— Begin DATA BLOCK —
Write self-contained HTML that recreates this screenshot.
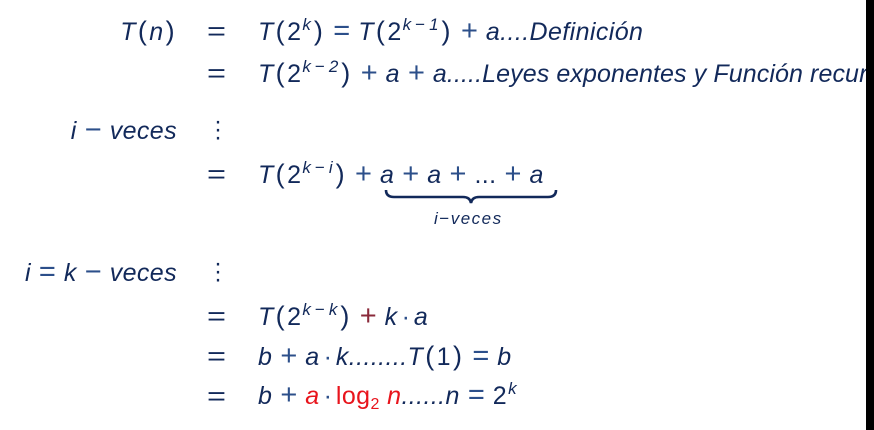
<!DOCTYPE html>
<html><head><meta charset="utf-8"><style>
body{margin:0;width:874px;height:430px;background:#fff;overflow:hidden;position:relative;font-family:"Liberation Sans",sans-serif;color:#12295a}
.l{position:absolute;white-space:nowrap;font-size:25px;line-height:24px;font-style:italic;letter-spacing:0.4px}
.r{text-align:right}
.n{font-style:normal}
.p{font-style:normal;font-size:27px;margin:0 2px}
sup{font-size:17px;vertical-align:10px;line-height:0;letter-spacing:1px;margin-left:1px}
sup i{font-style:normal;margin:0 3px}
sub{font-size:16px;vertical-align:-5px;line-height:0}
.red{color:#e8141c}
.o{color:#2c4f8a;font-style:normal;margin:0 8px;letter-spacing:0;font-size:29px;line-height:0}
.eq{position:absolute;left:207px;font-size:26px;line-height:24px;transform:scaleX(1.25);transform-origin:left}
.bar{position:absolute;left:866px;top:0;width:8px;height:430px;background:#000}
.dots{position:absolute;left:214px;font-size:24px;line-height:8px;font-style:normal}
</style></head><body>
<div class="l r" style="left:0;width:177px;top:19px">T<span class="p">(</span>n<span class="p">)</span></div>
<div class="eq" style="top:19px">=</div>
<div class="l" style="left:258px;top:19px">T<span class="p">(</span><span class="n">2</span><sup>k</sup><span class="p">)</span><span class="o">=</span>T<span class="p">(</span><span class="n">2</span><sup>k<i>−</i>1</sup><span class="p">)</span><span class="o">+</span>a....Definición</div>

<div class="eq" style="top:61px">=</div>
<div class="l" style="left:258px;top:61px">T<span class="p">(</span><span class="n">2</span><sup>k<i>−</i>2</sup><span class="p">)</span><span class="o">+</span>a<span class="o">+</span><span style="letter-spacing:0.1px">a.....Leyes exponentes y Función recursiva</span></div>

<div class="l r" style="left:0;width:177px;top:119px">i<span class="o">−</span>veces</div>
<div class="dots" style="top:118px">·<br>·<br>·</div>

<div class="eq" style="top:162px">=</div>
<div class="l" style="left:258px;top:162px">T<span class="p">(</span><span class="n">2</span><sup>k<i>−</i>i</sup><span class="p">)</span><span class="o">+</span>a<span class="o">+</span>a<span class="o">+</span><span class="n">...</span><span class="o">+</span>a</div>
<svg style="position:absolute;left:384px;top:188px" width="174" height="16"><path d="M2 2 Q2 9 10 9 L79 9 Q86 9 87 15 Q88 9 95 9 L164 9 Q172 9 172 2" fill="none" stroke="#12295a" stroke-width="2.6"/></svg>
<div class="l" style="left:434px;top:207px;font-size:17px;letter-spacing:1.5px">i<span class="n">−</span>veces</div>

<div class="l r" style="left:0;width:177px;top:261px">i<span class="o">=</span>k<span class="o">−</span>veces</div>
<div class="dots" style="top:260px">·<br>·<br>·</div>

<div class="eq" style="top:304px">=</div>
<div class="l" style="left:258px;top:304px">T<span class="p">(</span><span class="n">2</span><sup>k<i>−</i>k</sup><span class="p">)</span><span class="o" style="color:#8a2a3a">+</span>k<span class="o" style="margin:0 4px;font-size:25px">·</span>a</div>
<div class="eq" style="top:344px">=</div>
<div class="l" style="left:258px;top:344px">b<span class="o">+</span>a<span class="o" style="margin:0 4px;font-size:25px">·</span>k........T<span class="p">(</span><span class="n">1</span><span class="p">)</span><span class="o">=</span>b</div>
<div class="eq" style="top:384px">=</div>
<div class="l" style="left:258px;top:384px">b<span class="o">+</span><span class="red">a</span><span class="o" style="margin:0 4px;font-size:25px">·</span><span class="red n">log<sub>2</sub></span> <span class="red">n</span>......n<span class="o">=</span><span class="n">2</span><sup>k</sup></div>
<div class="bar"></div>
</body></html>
— End DATA BLOCK —
DIRECTIONS FOR THIS TASK
Transcribe the material exactly, keeping every word and none of the pictures.

RESULT OF THE TASK
Write self-contained HTML that recreates this screenshot.
<!DOCTYPE html>
<html><head><meta charset="utf-8"><style>
body{margin:0;width:874px;height:430px;background:#fff;overflow:hidden;position:relative;font-family:"Liberation Sans",sans-serif;color:#12295a}
.l{position:absolute;white-space:nowrap;font-size:25px;line-height:24px;font-style:italic;letter-spacing:0.4px}
.r{text-align:right}
.n{font-style:normal}
.p{font-style:normal;font-size:27px;margin:0 2px}
sup{font-size:17px;vertical-align:10px;line-height:0;letter-spacing:1px;margin-left:1px}
sup i{font-style:normal;margin:0 3px}
sub{font-size:16px;vertical-align:-5px;line-height:0}
.red{color:#e8141c}
.o{color:#2c4f8a;font-style:normal;margin:0 8px;letter-spacing:0;font-size:29px;line-height:0}
.eq{position:absolute;left:207px;font-size:26px;line-height:24px;transform:scaleX(1.25);transform-origin:left}
.bar{position:absolute;left:866px;top:0;width:8px;height:430px;background:#000}
.dots{position:absolute;left:214px;font-size:24px;line-height:8px;font-style:normal}
</style></head><body>
<div class="l r" style="left:0;width:177px;top:19px">T<span class="p">(</span>n<span class="p">)</span></div>
<div class="eq" style="top:19px">=</div>
<div class="l" style="left:258px;top:19px">T<span class="p">(</span><span class="n">2</span><sup>k</sup><span class="p">)</span><span class="o">=</span>T<span class="p">(</span><span class="n">2</span><sup>k<i>−</i>1</sup><span class="p">)</span><span class="o">+</span>a....Definición</div>

<div class="eq" style="top:61px">=</div>
<div class="l" style="left:258px;top:61px">T<span class="p">(</span><span class="n">2</span><sup>k<i>−</i>2</sup><span class="p">)</span><span class="o">+</span>a<span class="o">+</span><span style="letter-spacing:0.1px">a.....Leyes exponentes y Función recursiva</span></div>

<div class="l r" style="left:0;width:177px;top:119px">i<span class="o">−</span>veces</div>
<div class="dots" style="top:118px">·<br>·<br>·</div>

<div class="eq" style="top:162px">=</div>
<div class="l" style="left:258px;top:162px">T<span class="p">(</span><span class="n">2</span><sup>k<i>−</i>i</sup><span class="p">)</span><span class="o">+</span>a<span class="o">+</span>a<span class="o">+</span><span class="n">...</span><span class="o">+</span>a</div>
<svg style="position:absolute;left:384px;top:188px" width="174" height="16"><path d="M2 2 Q2 9 10 9 L79 9 Q86 9 87 15 Q88 9 95 9 L164 9 Q172 9 172 2" fill="none" stroke="#12295a" stroke-width="2.6"/></svg>
<div class="l" style="left:434px;top:207px;font-size:17px;letter-spacing:1.5px">i<span class="n">−</span>veces</div>

<div class="l r" style="left:0;width:177px;top:261px">i<span class="o">=</span>k<span class="o">−</span>veces</div>
<div class="dots" style="top:260px">·<br>·<br>·</div>

<div class="eq" style="top:304px">=</div>
<div class="l" style="left:258px;top:304px">T<span class="p">(</span><span class="n">2</span><sup>k<i>−</i>k</sup><span class="p">)</span><span class="o" style="color:#8a2a3a">+</span>k<span class="o" style="margin:0 4px;font-size:25px">·</span>a</div>
<div class="eq" style="top:344px">=</div>
<div class="l" style="left:258px;top:344px">b<span class="o">+</span>a<span class="o" style="margin:0 4px;font-size:25px">·</span>k........T<span class="p">(</span><span class="n">1</span><span class="p">)</span><span class="o">=</span>b</div>
<div class="eq" style="top:384px">=</div>
<div class="l" style="left:258px;top:384px">b<span class="o">+</span><span class="red">a</span><span class="o" style="margin:0 4px;font-size:25px">·</span><span class="red n">log<sub>2</sub></span> <span class="red">n</span>......n<span class="o">=</span><span class="n">2</span><sup>k</sup></div>
<div class="bar"></div>
</body></html>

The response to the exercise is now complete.